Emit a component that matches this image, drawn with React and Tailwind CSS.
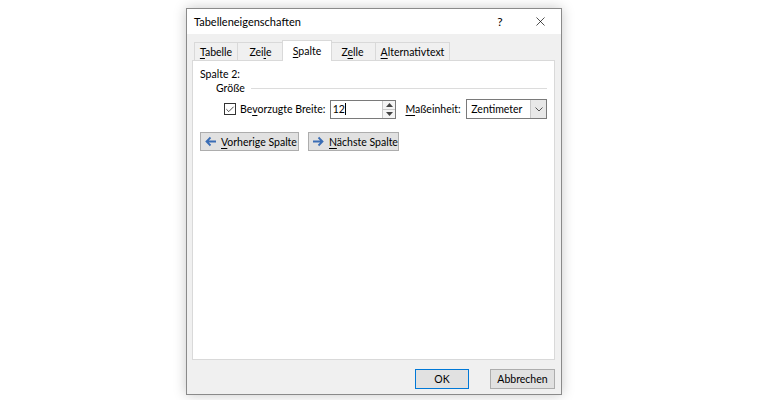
import { Check, X } from 'lucide-react';

const tabs = [
  { pre: '', key: 'T', post: 'abelle', w: 'w-[44px]' },
  { pre: 'Zei', key: 'l', post: 'e', w: 'w-[46px]' },
  { pre: '', key: 'S', post: 'palte', w: 'w-[50px]', active: true },
  { pre: 'Z', key: 'e', post: 'lle', w: 'w-[46px]' },
  { pre: '', key: 'A', post: 'lternativtext', w: 'w-[74px]' },
];

function Acc({ pre, k, post }) {
  return <>{pre}<span className="underline underline-offset-2">{k}</span>{post}</>;
}

function Arrow({ left }) {
  return (
    <svg width="13" height="11" viewBox="0 0 13 11" className={left ? 'shrink-0' : 'shrink-0 rotate-180'}>
      <path d="M12 5.5H2.5M6.5 1.5L2.5 5.5l4 4" fill="none" stroke="#3a6db5" strokeWidth="1.8" />
    </svg>
  );
}

export default function App() {
  return (
    <div className="w-[768px] h-[400px] bg-white pl-[186px] pt-[8px] text-[10.5px] leading-[14px] text-black whitespace-nowrap font-['Segoe_UI','Lato',sans-serif]">
      <div className="w-[376px] h-[387px] border border-[#8a8a8a] bg-[#f0f0f0] shadow-[0_0_12px_rgba(0,0,0,0.22)] flex flex-col">
        <div className="h-[25px] bg-white flex items-center pl-[7px]">
          <span className="flex-1 text-[11px]">Tabelleneigenschaften</span>
          <span className="w-[14px] text-center mr-[26px] text-[12px]">?</span>
          <X size={15} strokeWidth={1.1} className="mr-[13px]" />
        </div>
        <div className="flex items-end pl-[7px] h-[26px]">
          {tabs.map((t, i) => (
            <div key={i}
              className={t.active
                ? `${t.w} h-[21px] -mx-[2px] bg-white border border-b-0 border-[#d9d9d9] flex items-center justify-center relative z-10 mb-[-1px]`
                : `${t.w} h-[18px] bg-[#f0f0f0] border border-b-0 border-l-0 first:border-l border-[#d9d9d9] flex items-center justify-center`}>
              <span><Acc pre={t.pre} k={t.key} post={t.post} /></span>
            </div>
          ))}
        </div>
        <div className="ml-[5px] w-[363px] h-[300px] bg-white border border-[#d9d9d9] flex flex-col px-[7px] pt-[6px]">
          <div>Spalte 2:</div>
          <div className="flex items-center pl-[16px]">
            <span>Größe</span>
            <div className="flex-1 h-px bg-[#dcdcdc] ml-[6px]" />
          </div>
          <div className="flex items-center mt-[4px] pl-[24px] h-[20px]">
            <div className="w-[12px] h-[12px] border border-[#333] flex items-center justify-center shrink-0">
              <Check size={11} strokeWidth={1.7} />
            </div>
            <span className="ml-[4px] w-[90px]"><Acc pre="Be" k="v" post="orzugte Breite:" /></span>
            <div className="w-[67px] h-[19px] border border-[#7a7a7a] flex">
              <div className="flex-1 flex items-center pl-[2px]">12<span className="w-px h-[12px] bg-black" /></div>
              <div className="w-[13px] border-l border-[#c8c8c8] flex flex-col items-center justify-center gap-[2px] bg-[#f4f4f4]">
                <svg width="7" height="4" viewBox="0 0 7 4"><path d="M0 4h7L3.5 0z" fill="#444" /></svg>
                <div className="w-full h-px bg-[#c8c8c8]" />
                <svg width="7" height="4" viewBox="0 0 7 4"><path d="M0 0h7L3.5 4z" fill="#444" /></svg>
              </div>
            </div>
            <span className="ml-[9px] w-[61px]"><Acc pre="" k="M" post="aßeinheit:" /></span>
            <div className="w-[81px] h-[20px] border border-[#7a7a7a] flex">
              <div className="flex-1 flex items-center pl-[4px]">Zentimeter</div>
              <div className="w-[16px] border-l border-[#c8c8c8] bg-[#e8e8e8] flex items-center justify-center">
                <svg width="8" height="5" viewBox="0 0 8 5"><path d="M0.5 0.5L4 4l3.5-3.5" fill="none" stroke="#555" strokeWidth="1" /></svg>
              </div>
            </div>
          </div>
          <div className="flex mt-[13px] gap-[9px]">
            <button className="w-[99px] h-[19px] bg-[#e1e1e1] border border-[#adadad] flex items-center pl-[3px] gap-[4px]">
              <Arrow left />
              <span><Acc pre="" k="V" post="orherige Spalte" /></span>
            </button>
            <button className="w-[91px] h-[19px] bg-[#e1e1e1] border border-[#adadad] flex items-center pl-[3px] gap-[4px]">
              <Arrow />
              <span><Acc pre="" k="N" post="ächste Spalte" /></span>
            </button>
          </div>
        </div>
        <div className="flex justify-end pr-[6px] mt-[9px] gap-[21px]">
          <button className="w-[54px] h-[20px] bg-[#e1e1e1] border border-[#0078d7]">OK</button>
          <button className="w-[65px] h-[20px] bg-[#e1e1e1] border border-[#adadad]">Abbrechen</button>
        </div>
      </div>
    </div>
  );
}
--*--
Except for the pictures, print the data above exactly.

◆ **Task answer**
Emit a component that matches this image, drawn with React and Tailwind CSS.
import { Check, X } from 'lucide-react';

const tabs = [
  { pre: '', key: 'T', post: 'abelle', w: 'w-[44px]' },
  { pre: 'Zei', key: 'l', post: 'e', w: 'w-[46px]' },
  { pre: '', key: 'S', post: 'palte', w: 'w-[50px]', active: true },
  { pre: 'Z', key: 'e', post: 'lle', w: 'w-[46px]' },
  { pre: '', key: 'A', post: 'lternativtext', w: 'w-[74px]' },
];

function Acc({ pre, k, post }) {
  return <>{pre}<span className="underline underline-offset-2">{k}</span>{post}</>;
}

function Arrow({ left }) {
  return (
    <svg width="13" height="11" viewBox="0 0 13 11" className={left ? 'shrink-0' : 'shrink-0 rotate-180'}>
      <path d="M12 5.5H2.5M6.5 1.5L2.5 5.5l4 4" fill="none" stroke="#3a6db5" strokeWidth="1.8" />
    </svg>
  );
}

export default function App() {
  return (
    <div className="w-[768px] h-[400px] bg-white pl-[186px] pt-[8px] text-[10.5px] leading-[14px] text-black whitespace-nowrap font-['Segoe_UI','Lato',sans-serif]">
      <div className="w-[376px] h-[387px] border border-[#8a8a8a] bg-[#f0f0f0] shadow-[0_0_12px_rgba(0,0,0,0.22)] flex flex-col">
        <div className="h-[25px] bg-white flex items-center pl-[7px]">
          <span className="flex-1 text-[11px]">Tabelleneigenschaften</span>
          <span className="w-[14px] text-center mr-[26px] text-[12px]">?</span>
          <X size={15} strokeWidth={1.1} className="mr-[13px]" />
        </div>
        <div className="flex items-end pl-[7px] h-[26px]">
          {tabs.map((t, i) => (
            <div key={i}
              className={t.active
                ? `${t.w} h-[21px] -mx-[2px] bg-white border border-b-0 border-[#d9d9d9] flex items-center justify-center relative z-10 mb-[-1px]`
                : `${t.w} h-[18px] bg-[#f0f0f0] border border-b-0 border-l-0 first:border-l border-[#d9d9d9] flex items-center justify-center`}>
              <span><Acc pre={t.pre} k={t.key} post={t.post} /></span>
            </div>
          ))}
        </div>
        <div className="ml-[5px] w-[363px] h-[300px] bg-white border border-[#d9d9d9] flex flex-col px-[7px] pt-[6px]">
          <div>Spalte 2:</div>
          <div className="flex items-center pl-[16px]">
            <span>Größe</span>
            <div className="flex-1 h-px bg-[#dcdcdc] ml-[6px]" />
          </div>
          <div className="flex items-center mt-[4px] pl-[24px] h-[20px]">
            <div className="w-[12px] h-[12px] border border-[#333] flex items-center justify-center shrink-0">
              <Check size={11} strokeWidth={1.7} />
            </div>
            <span className="ml-[4px] w-[90px]"><Acc pre="Be" k="v" post="orzugte Breite:" /></span>
            <div className="w-[67px] h-[19px] border border-[#7a7a7a] flex">
              <div className="flex-1 flex items-center pl-[2px]">12<span className="w-px h-[12px] bg-black" /></div>
              <div className="w-[13px] border-l border-[#c8c8c8] flex flex-col items-center justify-center gap-[2px] bg-[#f4f4f4]">
                <svg width="7" height="4" viewBox="0 0 7 4"><path d="M0 4h7L3.5 0z" fill="#444" /></svg>
                <div className="w-full h-px bg-[#c8c8c8]" />
                <svg width="7" height="4" viewBox="0 0 7 4"><path d="M0 0h7L3.5 4z" fill="#444" /></svg>
              </div>
            </div>
            <span className="ml-[9px] w-[61px]"><Acc pre="" k="M" post="aßeinheit:" /></span>
            <div className="w-[81px] h-[20px] border border-[#7a7a7a] flex">
              <div className="flex-1 flex items-center pl-[4px]">Zentimeter</div>
              <div className="w-[16px] border-l border-[#c8c8c8] bg-[#e8e8e8] flex items-center justify-center">
                <svg width="8" height="5" viewBox="0 0 8 5"><path d="M0.5 0.5L4 4l3.5-3.5" fill="none" stroke="#555" strokeWidth="1" /></svg>
              </div>
            </div>
          </div>
          <div className="flex mt-[13px] gap-[9px]">
            <button className="w-[99px] h-[19px] bg-[#e1e1e1] border border-[#adadad] flex items-center pl-[3px] gap-[4px]">
              <Arrow left />
              <span><Acc pre="" k="V" post="orherige Spalte" /></span>
            </button>
            <button className="w-[91px] h-[19px] bg-[#e1e1e1] border border-[#adadad] flex items-center pl-[3px] gap-[4px]">
              <Arrow />
              <span><Acc pre="" k="N" post="ächste Spalte" /></span>
            </button>
          </div>
        </div>
        <div className="flex justify-end pr-[6px] mt-[9px] gap-[21px]">
          <button className="w-[54px] h-[20px] bg-[#e1e1e1] border border-[#0078d7]">OK</button>
          <button className="w-[65px] h-[20px] bg-[#e1e1e1] border border-[#adadad]">Abbrechen</button>
        </div>
      </div>
    </div>
  );
}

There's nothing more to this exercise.